## Short problem
Pull out the lines from the line containing "Output the component" through the line containing "const navTop = ['基本情報', '技能情報', '健康情報・社会保険', '緊急連絡先']", both lines included, and copy them exactly.
╭──
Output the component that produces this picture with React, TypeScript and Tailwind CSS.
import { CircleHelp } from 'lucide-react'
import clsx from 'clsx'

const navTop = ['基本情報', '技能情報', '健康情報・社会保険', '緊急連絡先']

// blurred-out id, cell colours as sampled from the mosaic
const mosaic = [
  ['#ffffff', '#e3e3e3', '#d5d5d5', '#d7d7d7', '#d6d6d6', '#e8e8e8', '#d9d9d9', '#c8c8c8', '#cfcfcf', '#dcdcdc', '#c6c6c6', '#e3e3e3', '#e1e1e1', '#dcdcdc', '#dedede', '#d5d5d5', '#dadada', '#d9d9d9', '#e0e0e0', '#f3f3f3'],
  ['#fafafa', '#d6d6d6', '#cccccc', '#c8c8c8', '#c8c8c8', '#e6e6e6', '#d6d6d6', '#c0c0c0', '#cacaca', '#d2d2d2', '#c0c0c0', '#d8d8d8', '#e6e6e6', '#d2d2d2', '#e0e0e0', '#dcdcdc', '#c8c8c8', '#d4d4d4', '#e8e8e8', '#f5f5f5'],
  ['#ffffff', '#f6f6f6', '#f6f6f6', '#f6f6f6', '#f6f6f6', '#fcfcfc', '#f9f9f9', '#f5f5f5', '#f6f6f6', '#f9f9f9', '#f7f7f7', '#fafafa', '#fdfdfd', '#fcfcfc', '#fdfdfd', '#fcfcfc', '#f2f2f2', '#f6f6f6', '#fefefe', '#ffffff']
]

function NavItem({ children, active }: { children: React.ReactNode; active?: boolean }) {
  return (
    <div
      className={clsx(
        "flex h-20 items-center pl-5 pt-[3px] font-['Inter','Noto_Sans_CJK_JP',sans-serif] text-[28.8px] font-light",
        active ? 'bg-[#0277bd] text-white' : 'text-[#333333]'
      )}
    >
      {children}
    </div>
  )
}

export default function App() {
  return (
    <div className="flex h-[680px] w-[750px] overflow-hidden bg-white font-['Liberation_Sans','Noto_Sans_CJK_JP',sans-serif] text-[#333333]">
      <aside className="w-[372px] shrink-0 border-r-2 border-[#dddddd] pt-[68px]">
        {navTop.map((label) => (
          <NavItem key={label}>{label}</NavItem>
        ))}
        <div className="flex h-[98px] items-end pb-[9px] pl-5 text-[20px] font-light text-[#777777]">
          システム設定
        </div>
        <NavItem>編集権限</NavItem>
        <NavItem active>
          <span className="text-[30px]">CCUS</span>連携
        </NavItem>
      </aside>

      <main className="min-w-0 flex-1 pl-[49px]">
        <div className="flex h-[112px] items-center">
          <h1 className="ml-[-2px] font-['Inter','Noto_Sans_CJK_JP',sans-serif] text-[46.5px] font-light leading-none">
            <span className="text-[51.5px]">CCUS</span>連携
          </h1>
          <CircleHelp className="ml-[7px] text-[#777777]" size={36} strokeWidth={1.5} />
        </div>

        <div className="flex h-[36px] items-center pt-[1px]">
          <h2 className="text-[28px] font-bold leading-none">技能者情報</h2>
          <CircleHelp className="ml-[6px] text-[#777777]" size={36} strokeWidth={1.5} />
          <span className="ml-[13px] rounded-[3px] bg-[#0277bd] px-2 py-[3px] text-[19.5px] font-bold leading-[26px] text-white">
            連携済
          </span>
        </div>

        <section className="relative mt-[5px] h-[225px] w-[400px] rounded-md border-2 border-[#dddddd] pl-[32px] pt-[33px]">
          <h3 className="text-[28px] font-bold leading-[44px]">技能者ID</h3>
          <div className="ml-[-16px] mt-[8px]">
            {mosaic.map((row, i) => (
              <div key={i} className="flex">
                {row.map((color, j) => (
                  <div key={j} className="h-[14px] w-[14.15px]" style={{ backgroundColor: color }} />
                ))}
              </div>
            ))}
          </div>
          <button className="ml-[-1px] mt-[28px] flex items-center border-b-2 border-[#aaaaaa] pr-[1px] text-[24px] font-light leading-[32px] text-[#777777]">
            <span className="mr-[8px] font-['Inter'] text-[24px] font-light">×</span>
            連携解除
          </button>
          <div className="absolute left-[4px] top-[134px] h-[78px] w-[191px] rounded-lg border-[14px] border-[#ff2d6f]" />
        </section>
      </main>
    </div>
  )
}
╰──
╭──
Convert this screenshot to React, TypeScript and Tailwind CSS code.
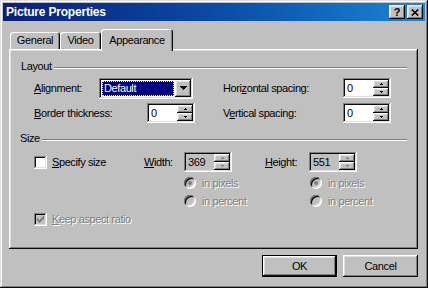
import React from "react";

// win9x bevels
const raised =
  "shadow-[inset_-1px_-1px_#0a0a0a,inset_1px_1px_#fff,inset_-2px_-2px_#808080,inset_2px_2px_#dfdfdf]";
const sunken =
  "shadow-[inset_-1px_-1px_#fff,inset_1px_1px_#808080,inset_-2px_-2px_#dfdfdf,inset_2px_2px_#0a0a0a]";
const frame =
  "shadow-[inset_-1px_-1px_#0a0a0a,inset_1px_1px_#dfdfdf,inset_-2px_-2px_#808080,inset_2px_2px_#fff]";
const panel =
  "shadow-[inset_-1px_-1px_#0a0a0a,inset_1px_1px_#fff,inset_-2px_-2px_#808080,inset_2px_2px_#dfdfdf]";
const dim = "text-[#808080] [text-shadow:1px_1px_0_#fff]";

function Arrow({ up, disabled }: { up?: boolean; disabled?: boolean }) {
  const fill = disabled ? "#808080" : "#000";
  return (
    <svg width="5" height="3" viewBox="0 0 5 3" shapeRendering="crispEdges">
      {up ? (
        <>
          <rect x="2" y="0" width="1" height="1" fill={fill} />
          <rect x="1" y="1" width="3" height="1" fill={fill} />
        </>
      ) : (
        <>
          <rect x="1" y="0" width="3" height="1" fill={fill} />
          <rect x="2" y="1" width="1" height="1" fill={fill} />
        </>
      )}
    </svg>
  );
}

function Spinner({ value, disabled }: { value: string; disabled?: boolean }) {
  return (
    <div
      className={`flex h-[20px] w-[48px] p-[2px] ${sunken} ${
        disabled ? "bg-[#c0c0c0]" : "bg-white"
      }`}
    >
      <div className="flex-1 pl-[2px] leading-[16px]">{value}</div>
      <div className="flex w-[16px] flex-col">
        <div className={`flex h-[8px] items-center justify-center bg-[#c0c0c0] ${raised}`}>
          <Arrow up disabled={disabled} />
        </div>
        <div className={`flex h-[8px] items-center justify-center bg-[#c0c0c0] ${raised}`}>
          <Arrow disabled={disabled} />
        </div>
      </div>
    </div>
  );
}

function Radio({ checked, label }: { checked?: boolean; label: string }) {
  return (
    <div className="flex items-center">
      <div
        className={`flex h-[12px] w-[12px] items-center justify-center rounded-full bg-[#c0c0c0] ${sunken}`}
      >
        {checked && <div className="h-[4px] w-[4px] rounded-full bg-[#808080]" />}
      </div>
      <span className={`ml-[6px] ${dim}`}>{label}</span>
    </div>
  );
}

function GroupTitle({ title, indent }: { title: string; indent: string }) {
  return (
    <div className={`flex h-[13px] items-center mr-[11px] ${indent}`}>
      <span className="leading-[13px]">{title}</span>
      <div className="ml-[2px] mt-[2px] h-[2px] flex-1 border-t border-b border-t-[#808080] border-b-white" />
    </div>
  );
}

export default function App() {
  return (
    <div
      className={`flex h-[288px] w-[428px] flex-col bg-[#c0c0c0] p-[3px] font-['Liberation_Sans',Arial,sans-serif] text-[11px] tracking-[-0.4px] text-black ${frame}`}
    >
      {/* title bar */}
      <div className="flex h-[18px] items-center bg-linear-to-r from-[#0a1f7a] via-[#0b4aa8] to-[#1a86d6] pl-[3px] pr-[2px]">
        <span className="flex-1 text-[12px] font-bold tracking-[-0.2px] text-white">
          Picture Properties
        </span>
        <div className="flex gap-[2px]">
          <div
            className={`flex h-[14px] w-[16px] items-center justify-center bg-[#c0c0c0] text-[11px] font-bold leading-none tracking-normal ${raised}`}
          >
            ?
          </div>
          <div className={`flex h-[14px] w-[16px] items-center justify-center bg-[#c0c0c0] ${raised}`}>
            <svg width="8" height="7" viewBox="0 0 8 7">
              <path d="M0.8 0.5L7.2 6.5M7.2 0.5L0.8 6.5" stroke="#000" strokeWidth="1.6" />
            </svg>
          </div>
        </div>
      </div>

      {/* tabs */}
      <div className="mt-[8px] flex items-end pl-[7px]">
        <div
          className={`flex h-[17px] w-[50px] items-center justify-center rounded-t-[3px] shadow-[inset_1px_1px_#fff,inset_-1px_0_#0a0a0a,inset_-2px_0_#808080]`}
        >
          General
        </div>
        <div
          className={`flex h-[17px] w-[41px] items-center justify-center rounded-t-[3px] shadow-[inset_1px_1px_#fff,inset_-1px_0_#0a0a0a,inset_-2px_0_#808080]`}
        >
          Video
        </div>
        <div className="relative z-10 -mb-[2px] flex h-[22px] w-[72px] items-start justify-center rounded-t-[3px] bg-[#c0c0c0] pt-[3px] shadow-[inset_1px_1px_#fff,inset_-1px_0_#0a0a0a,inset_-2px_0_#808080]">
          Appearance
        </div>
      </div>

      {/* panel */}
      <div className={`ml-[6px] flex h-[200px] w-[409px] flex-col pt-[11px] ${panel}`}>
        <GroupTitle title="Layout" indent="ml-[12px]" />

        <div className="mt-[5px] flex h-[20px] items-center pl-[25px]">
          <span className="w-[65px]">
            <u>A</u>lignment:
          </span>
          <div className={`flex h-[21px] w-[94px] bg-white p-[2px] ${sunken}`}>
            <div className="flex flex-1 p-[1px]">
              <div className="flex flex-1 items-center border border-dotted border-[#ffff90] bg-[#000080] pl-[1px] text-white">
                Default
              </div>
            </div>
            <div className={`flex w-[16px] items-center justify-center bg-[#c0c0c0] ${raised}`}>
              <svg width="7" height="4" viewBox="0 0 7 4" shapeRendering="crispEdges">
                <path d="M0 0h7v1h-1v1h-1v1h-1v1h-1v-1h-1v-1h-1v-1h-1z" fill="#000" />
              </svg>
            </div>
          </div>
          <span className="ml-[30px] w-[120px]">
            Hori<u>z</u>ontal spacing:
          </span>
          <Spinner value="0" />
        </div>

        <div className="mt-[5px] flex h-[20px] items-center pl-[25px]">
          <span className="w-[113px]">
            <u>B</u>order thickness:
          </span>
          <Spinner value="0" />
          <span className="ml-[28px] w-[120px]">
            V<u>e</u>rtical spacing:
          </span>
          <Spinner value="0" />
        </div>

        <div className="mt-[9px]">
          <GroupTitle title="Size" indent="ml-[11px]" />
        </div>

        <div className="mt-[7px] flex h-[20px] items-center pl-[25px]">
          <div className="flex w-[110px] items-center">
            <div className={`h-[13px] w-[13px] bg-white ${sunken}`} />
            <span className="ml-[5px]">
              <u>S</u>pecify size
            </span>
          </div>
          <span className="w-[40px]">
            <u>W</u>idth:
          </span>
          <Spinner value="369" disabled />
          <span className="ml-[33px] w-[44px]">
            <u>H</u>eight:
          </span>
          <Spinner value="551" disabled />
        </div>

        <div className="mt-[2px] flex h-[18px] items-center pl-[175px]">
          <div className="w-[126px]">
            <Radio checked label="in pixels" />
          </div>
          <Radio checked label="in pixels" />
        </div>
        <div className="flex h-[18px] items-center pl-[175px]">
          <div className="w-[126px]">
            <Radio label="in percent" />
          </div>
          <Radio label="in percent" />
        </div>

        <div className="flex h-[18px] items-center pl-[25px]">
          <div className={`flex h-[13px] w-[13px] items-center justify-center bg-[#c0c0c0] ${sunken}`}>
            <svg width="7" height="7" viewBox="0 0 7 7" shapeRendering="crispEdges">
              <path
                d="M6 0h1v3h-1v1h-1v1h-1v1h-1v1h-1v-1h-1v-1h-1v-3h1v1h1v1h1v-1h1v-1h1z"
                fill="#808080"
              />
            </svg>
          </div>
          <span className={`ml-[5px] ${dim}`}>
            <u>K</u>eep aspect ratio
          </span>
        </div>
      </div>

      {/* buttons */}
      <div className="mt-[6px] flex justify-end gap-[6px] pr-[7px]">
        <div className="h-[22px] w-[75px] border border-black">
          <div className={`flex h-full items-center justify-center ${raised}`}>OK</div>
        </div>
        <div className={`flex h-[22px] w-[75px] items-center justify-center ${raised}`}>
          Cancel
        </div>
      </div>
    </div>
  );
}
╰──
## Complete output
Output the component that produces this picture with React, TypeScript and Tailwind CSS.
import { CircleHelp } from 'lucide-react'
import clsx from 'clsx'

const navTop = ['基本情報', '技能情報', '健康情報・社会保険', '緊急連絡先']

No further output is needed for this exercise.